NC – O senhor afirmou que os livros de geografia dizem que no Brasil não tem tremores de terra. De onde surgiu essa afirmação para ser reproduzida nos livros pedagógicos?

JF – Não sei como se criou, mas se a gente for olhar as décadas iniciais do Século XIX teve atividades sísmicas intensas na Bahia e outros lugares; Dom Pedro II chegou a escrever sobre terremotos em Petrópolis. No Século XIX e no começo do Século XX era reconhecido que existia tremores de terra no Brasil. Num determinado momento, não sei se no governo de Getúlio Vargas, (começou-se a disseminar que) o Brasil era uma terra abençoada que não tinha terremotos, furacões, não tinha mais nada, era o paraíso. A partir daí, quando tinha tremores, (afirmava-se) que não eram de natureza tectônica e sim queda de caverna de calcário, não se aceitava os tremores. Isso foi uma desafio muito grande (para) os sismólogos brasileiros em geral, e nós aqui em particular, até convencer as pessoas, as autoridades de que tinha tremor tectônico, que não era caverna de calcário.

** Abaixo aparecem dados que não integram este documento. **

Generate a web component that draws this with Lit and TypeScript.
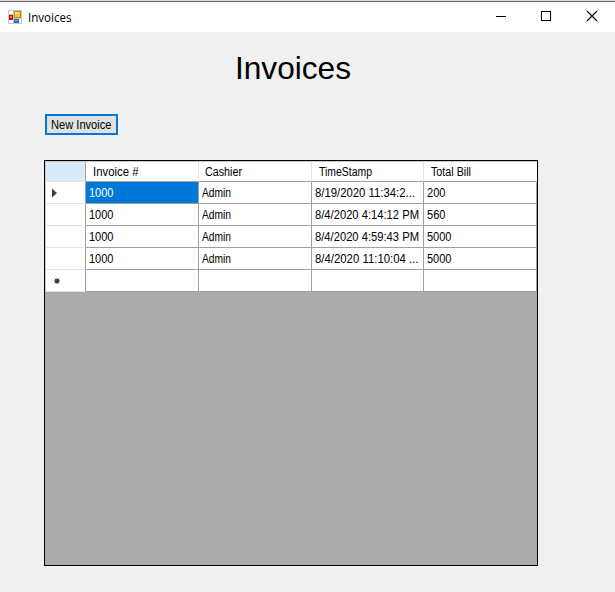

NC – Nessa época o senhor e outros pesquisadores tinham uma intensa convivência nas cidades onde estavam ocorrendo os epicentros. Como era essa convivência?

JF – Às vezes você enfrentava o misticismo da população. Um exemplo típico foi em Palhano/CE, em que as pessoas começaram a sentir uma série de tremores e nós fomos fazer um primeiro trabalho, começando por um questionário sísmico, eu e o técnico em sismologia – Eduardo Alexandre Santos de Menezes. A explicação corrente é que um foguete teria explodido em Mossoró. Quando a gente dizia que foi um tremor de terra, as pessoas passavam a achar que aquilo era um sinal do fim dos tempos.

Em 1988, no Vale do Jaguaribe teve abalos e também lá era essa a teoria. Nós fizemos uma palestra na igreja, onde estavam prefeito, delegado, padre, enfim, todas as autoridades e a população local. Combinei com o padre: eu explicava a parte científica e quando chegava na parte do fim dos tempos, era com ele. Ele acalmava a população. As pessoas sentiam os tremores quase todos os dias, então não tinha como esconder, não adiantava se dizer que não estava acontecendo nada, tinha que dizer o que é. No começo de outubro, a gente avisou que podia ocorrer e ainda mais forte e 15 dias depois ocorreu um de magnitude 4.2 e a população já estava esperando isso, já sabia que quando começasse a atividade sísmica todos deviam sair de dentro das casas, deviam ficar do lado de fora. Não teve pânico, mas no início foi bem difícil.

NC – A produção acadêmica acompanhou a ocorrência dos abalos?

JF – Nós produzimos artigos. Há vários artigos sobre João Câmara, alguns sobre Palhano. Um outro colega fez o doutorado sobre João Câmara e eu fiz sobre o resto do nordeste. Depois nós tivemos vários artigos que foram publicados e continuam sendo publicados sobre sismicidade no nordeste. Aqui já formamos vários mestres e pelo menos dois doutores nessa área de sismicidade.